Filter the lines below, copying only those with the string "that".

╭─ INPUT RECORDS

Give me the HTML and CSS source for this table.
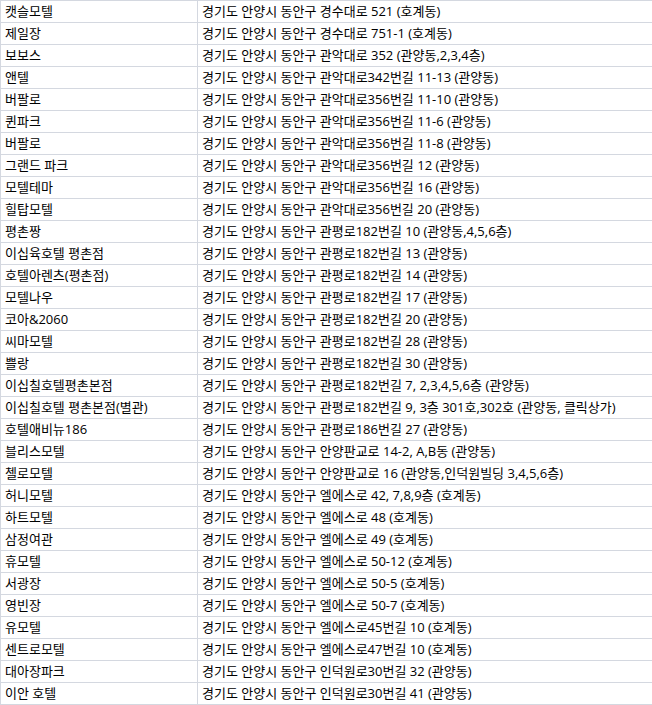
FILE: index.html
```html
<!DOCTYPE html>
<html lang="ko">
<head>
<meta charset="utf-8">
<link rel="stylesheet" href="styles.css">
</head>
<body>
<table class="sheet">
<colgroup><col class="c-name"><col class="c-addr"></colgroup>
<tbody>
<tr><td>캣슬모텔</td><td>경기도 안양시 동안구 경수대로 521 (호계동)</td></tr>
<tr><td>제일장</td><td>경기도 안양시 동안구 경수대로 751-1 (호계동)</td></tr>
<tr><td>보보스</td><td>경기도 안양시 동안구 관악대로 352 (관양동,2,3,4층)</td></tr>
<tr><td>앤텔</td><td>경기도 안양시 동안구 관악대로342번길 11-13 (관양동)</td></tr>
<tr><td>버팔로</td><td>경기도 안양시 동안구 관악대로356번길 11-10 (관양동)</td></tr>
<tr><td>퀸파크</td><td>경기도 안양시 동안구 관악대로356번길 11-6 (관양동)</td></tr>
<tr><td>버팔로</td><td>경기도 안양시 동안구 관악대로356번길 11-8 (관양동)</td></tr>
<tr><td>그랜드 파크</td><td>경기도 안양시 동안구 관악대로356번길 12 (관양동)</td></tr>
<tr><td>모텔테마</td><td>경기도 안양시 동안구 관악대로356번길 16 (관양동)</td></tr>
<tr><td>힐탑모텔</td><td>경기도 안양시 동안구 관악대로356번길 20 (관양동)</td></tr>
<tr><td>평촌짱</td><td>경기도 안양시 동안구 관평로182번길 10 (관양동,4,5,6층)</td></tr>
<tr><td>이십육호텔 평촌점</td><td>경기도 안양시 동안구 관평로182번길 13 (관양동)</td></tr>
<tr><td>호텔아렌츠(평촌점)</td><td>경기도 안양시 동안구 관평로182번길 14 (관양동)</td></tr>
<tr><td>모텔나우</td><td>경기도 안양시 동안구 관평로182번길 17 (관양동)</td></tr>
<tr><td>코아&amp;2060</td><td>경기도 안양시 동안구 관평로182번길 20 (관양동)</td></tr>
<tr><td>씨마모텔</td><td>경기도 안양시 동안구 관평로182번길 28 (관양동)</td></tr>
<tr><td>쁠랑</td><td>경기도 안양시 동안구 관평로182번길 30 (관양동)</td></tr>
<tr><td>이십칠호텔평촌본점</td><td>경기도 안양시 동안구 관평로182번길 7, 2,3,4,5,6층 (관양동)</td></tr>
<tr><td>이십칠호텔 평촌본점(별관)</td><td>경기도 안양시 동안구 관평로182번길 9, 3층 301호,302호 (관양동, 클릭상가)</td></tr>
<tr><td>호텔애비뉴186</td><td>경기도 안양시 동안구 관평로186번길 27 (관양동)</td></tr>
<tr><td>블리스모텔</td><td>경기도 안양시 동안구 안양판교로 14-2, A,B동 (관양동)</td></tr>
<tr><td>첼로모텔</td><td>경기도 안양시 동안구 안양판교로 16 (관양동,인덕원빌딩 3,4,5,6층)</td></tr>
<tr><td>허니모텔</td><td>경기도 안양시 동안구 엘에스로 42, 7,8,9층 (호계동)</td></tr>
<tr><td>하트모텔</td><td>경기도 안양시 동안구 엘에스로 48 (호계동)</td></tr>
<tr><td>삼정여관</td><td>경기도 안양시 동안구 엘에스로 49 (호계동)</td></tr>
<tr><td>휴모텔</td><td>경기도 안양시 동안구 엘에스로 50-12 (호계동)</td></tr>
<tr><td>서광장</td><td>경기도 안양시 동안구 엘에스로 50-5 (호계동)</td></tr>
<tr><td>영빈장</td><td>경기도 안양시 동안구 엘에스로 50-7 (호계동)</td></tr>
<tr><td>유모텔</td><td>경기도 안양시 동안구 엘에스로45번길 10 (호계동)</td></tr>
<tr><td>센트로모텔</td><td>경기도 안양시 동안구 엘에스로47번길 10 (호계동)</td></tr>
<tr><td>대아장파크</td><td>경기도 안양시 동안구 인덕원로30번길 32 (관양동)</td></tr>
<tr><td>이안 호텔</td><td>경기도 안양시 동안구 인덕원로30번길 41 (관양동)</td></tr>
</tbody>
</table>
</body>
</html>
```
FILE: styles.css
```css
html, body {
  margin: 0;
  padding: 0;
  background: #ffffff;
}
.sheet {
  border-collapse: collapse;
  table-layout: fixed;
  width: 652px;
  font-family: "Open Sans", "Noto Sans CJK KR", sans-serif;
  font-size: 13px;
  color: #000000;
}
.c-name { width: 197px; }
.c-addr { width: 455px; }
.sheet td {
  border: 1px solid #d4d8e0;
  height: 21px;
  padding: 0 0 0 4px;
  line-height: 21px;
  white-space: nowrap;
  overflow: hidden;
  box-sizing: border-box;
}
```
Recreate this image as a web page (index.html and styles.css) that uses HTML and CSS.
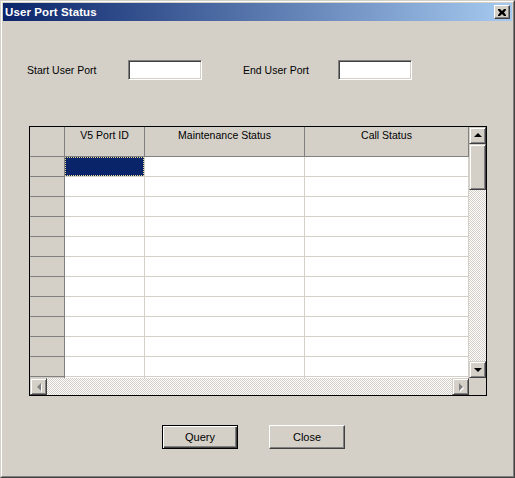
FILE: index.html
```html
<!DOCTYPE html>
<html>
<head>
<meta charset="utf-8">
<link rel="stylesheet" href="styles.css">
</head>
<body>
<div class="window">
  <div class="frame">
    <div class="titlebar">
      <span class="title">User Port Status</span>
      <div class="tclose">
        <svg width="8" height="7" viewBox="0 0 8 7"><path d="M0 0h2l2 2l2-2h2v1l-2 2.5l2 2.5v1h-2l-2-2l-2 2h-2v-1l2-2.5l-2-2.5z" fill="#000"/></svg>
      </div>
    </div>
    <div class="body">
      <div class="form-row">
        <span class="lbl lbl-start">Start User Port</span>
        <div class="input"></div>
        <span class="lbl lbl-end">End User Port</span>
        <div class="input"></div>
      </div>
      <div class="grid">
        <div class="grid-top">
          <div class="cells">
            <div class="row hdr">
              <div class="c c0 fixed"></div>
              <div class="c c1 fixed">V5 Port ID</div>
              <div class="c c2 fixed">Maintenance Status</div>
              <div class="c c3 fixed">Call Status</div>
            </div>
            <div class="row"><div class="c c0 fixed"></div><div class="c c1 sel"><div class="focus"></div></div><div class="c c2"></div><div class="c c3"></div></div>
            <div class="row"><div class="c c0 fixed"></div><div class="c c1"></div><div class="c c2"></div><div class="c c3"></div></div>
            <div class="row"><div class="c c0 fixed"></div><div class="c c1"></div><div class="c c2"></div><div class="c c3"></div></div>
            <div class="row"><div class="c c0 fixed"></div><div class="c c1"></div><div class="c c2"></div><div class="c c3"></div></div>
            <div class="row"><div class="c c0 fixed"></div><div class="c c1"></div><div class="c c2"></div><div class="c c3"></div></div>
            <div class="row"><div class="c c0 fixed"></div><div class="c c1"></div><div class="c c2"></div><div class="c c3"></div></div>
            <div class="row"><div class="c c0 fixed"></div><div class="c c1"></div><div class="c c2"></div><div class="c c3"></div></div>
            <div class="row"><div class="c c0 fixed"></div><div class="c c1"></div><div class="c c2"></div><div class="c c3"></div></div>
            <div class="row"><div class="c c0 fixed"></div><div class="c c1"></div><div class="c c2"></div><div class="c c3"></div></div>
            <div class="row"><div class="c c0 fixed"></div><div class="c c1"></div><div class="c c2"></div><div class="c c3"></div></div>
            <div class="row"><div class="c c0 fixed"></div><div class="c c1"></div><div class="c c2"></div><div class="c c3"></div></div>
            <div class="row"><div class="c c0 fixed"></div><div class="c c1"></div><div class="c c2"></div><div class="c c3"></div></div>
          </div>
          <div class="vscroll">
            <div class="sbtn"><span class="arr up"></span></div>
            <div class="thumb"></div>
            <div class="track"></div>
            <div class="sbtn"><span class="arr down"></span></div>
          </div>
        </div>
        <div class="grid-bottom">
          <div class="hscroll">
            <div class="sbtn"><span class="arr left"></span></div>
            <div class="track"></div>
            <div class="sbtn"><span class="arr right"></span></div>
          </div>
          <div class="corner"></div>
        </div>
      </div>
      <div class="buttons">
        <div class="btn btn-default">Query</div>
        <div class="btn">Close</div>
      </div>
    </div>
  </div>
</div>
</body>
</html>
```
FILE: styles.css
```css
html, body {
  margin: 0;
  padding: 0;
  background: #d4d0c8;
}
body {
  font-family: "Liberation Sans", Arial, sans-serif;
  font-size: 10.5px;
  color: #000;
}
.window {
  width: 515px;
  height: 478px;
  box-sizing: border-box;
  border: 1px solid;
  border-color: #d4d0c8 #404040 #404040 #d4d0c8;
  background: #d4d0c8;
}
.frame {
  height: 100%;
  box-sizing: border-box;
  border: 1px solid;
  border-color: #fff #808080 #808080 #fff;
  padding: 1px;
  display: flex;
  flex-direction: column;
}
.titlebar {
  height: 18px;
  flex: none;
  background: linear-gradient(to right, #0a246a, #a6caf0);
  display: flex;
  align-items: center;
  justify-content: space-between;
  padding: 0 2px;
}
.title {
  color: #fff;
  font-weight: bold;
  font-size: 11.5px;
  letter-spacing: 0.1px;
}
.tclose {
  width: 16px;
  height: 14px;
  box-sizing: border-box;
  background: #d4d0c8;
  border: 1px solid;
  border-color: #fff #404040 #404040 #fff;
  box-shadow: inset -1px -1px #808080;
  display: flex;
  align-items: center;
  justify-content: center;
}
.tclose svg { display: block; margin-left: -1px; }
.body {
  flex: 1;
  display: flex;
  flex-direction: column;
}
.form-row {
  display: flex;
  align-items: center;
  margin-top: 39px;
  height: 20px;
}
.lbl { display: block; }
.lbl-start { margin-left: 24px; width: 101px; }
.lbl-end { margin-left: 41px; width: 95px; }
.input {
  width: 74px;
  height: 20px;
  box-sizing: border-box;
  background: #fff;
  border: 1px solid;
  border-color: #808080 #fff #fff #808080;
  box-shadow: inset 1px 1px #404040, inset -1px -1px #d4d0c8;
}
.grid {
  margin: 46px 0 0 26px;
  width: 458px;
  height: 270px;
  box-sizing: border-box;
  border: 1px solid #000;
  display: flex;
  flex-direction: column;
}
.grid-top {
  display: flex;
  height: 251px;
}
.cells {
  width: 439px;
  height: 251px;
  overflow: hidden;
  background: #fff;
}
.row {
  display: flex;
  height: 20px;
}
.row.hdr { height: 30px; }
.c {
  box-sizing: border-box;
  height: 100%;
  border-right: 1px solid #d4d0c8;
  border-bottom: 1px solid #d4d0c8;
  background: #fff;
}
.c0 { width: 35px; }
.c1 { width: 80px; }
.c2 { width: 160px; }
.c3 { width: 164px; }
.fixed {
  background: #d4d0c8;
  border-right-color: #808080;
  border-bottom-color: #808080;
  text-align: center;
  padding-top: 2px;
}
.sel { background: #0a246a; }
.focus {
  height: 100%;
  box-sizing: border-box;
  border: 1px dotted #e8d890;
}
.vscroll {
  width: 17px;
  display: flex;
  flex-direction: column;
}
.sbtn {
  width: 17px;
  height: 17px;
  flex: none;
  box-sizing: border-box;
  background: #d4d0c8;
  border: 1px solid;
  border-color: #d4d0c8 #404040 #404040 #d4d0c8;
  box-shadow: inset 1px 1px #fff, inset -1px -1px #808080;
  display: flex;
  align-items: center;
  justify-content: center;
}
.thumb {
  height: 46px;
  flex: none;
  box-sizing: border-box;
  background: #d4d0c8;
  border: 1px solid;
  border-color: #d4d0c8 #404040 #404040 #d4d0c8;
  box-shadow: inset 1px 1px #fff, inset -1px -1px #808080;
}
.track {
  flex: 1;
  background: repeating-conic-gradient(#d4d0c8 0 25%, #fff 0 50%) 0 0 / 2px 2px;
}
.arr {
  width: 0;
  height: 0;
  display: block;
}
.arr.up {
  border-left: 4px solid transparent;
  border-right: 4px solid transparent;
  border-bottom: 4px solid #000;
  margin-top: -1px;
}
.arr.down {
  border-left: 4px solid transparent;
  border-right: 4px solid transparent;
  border-top: 4px solid #000;
}
.arr.left {
  border-top: 4px solid transparent;
  border-bottom: 4px solid transparent;
  border-right: 4px solid #808080;
  filter: drop-shadow(1px 1px 0 #fff);
}
.arr.right {
  border-top: 4px solid transparent;
  border-bottom: 4px solid transparent;
  border-left: 4px solid #808080;
  filter: drop-shadow(1px 1px 0 #fff);
}
.grid-bottom {
  display: flex;
  height: 17px;
}
.hscroll {
  width: 439px;
  display: flex;
}
.corner {
  width: 17px;
  background: #d4d0c8;
}
.buttons {
  display: flex;
  margin: 29px 0 0 159px;
  gap: 31px;
}
.btn {
  width: 76px;
  height: 24px;
  box-sizing: border-box;
  border: 1px solid;
  border-color: #fff #404040 #404040 #fff;
  box-shadow: inset -1px -1px #808080;
  display: flex;
  align-items: center;
  justify-content: center;
  font-size: 11px;
}
.btn-default {
  border: 1px solid #000;
  box-shadow: inset 1px 1px #fff, inset -1px -1px #404040, inset -2px -2px #808080;
}
```
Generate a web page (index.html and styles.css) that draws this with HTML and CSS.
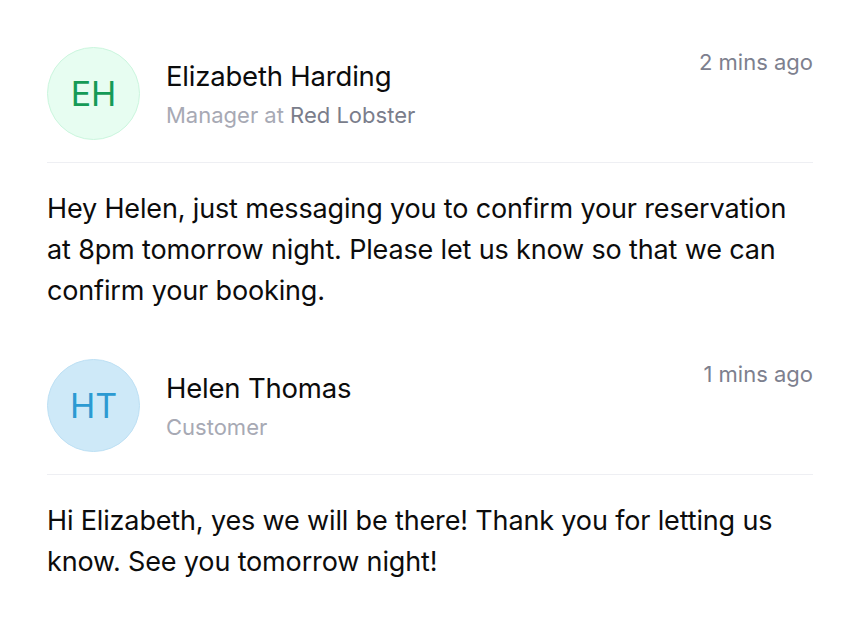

╰─

RESULT OF THIS TASK.
Recreate this image as a web page (index.html and styles.css) that uses HTML and CSS.
Generate a web page (index.html and styles.css) that draws this with HTML and CSS.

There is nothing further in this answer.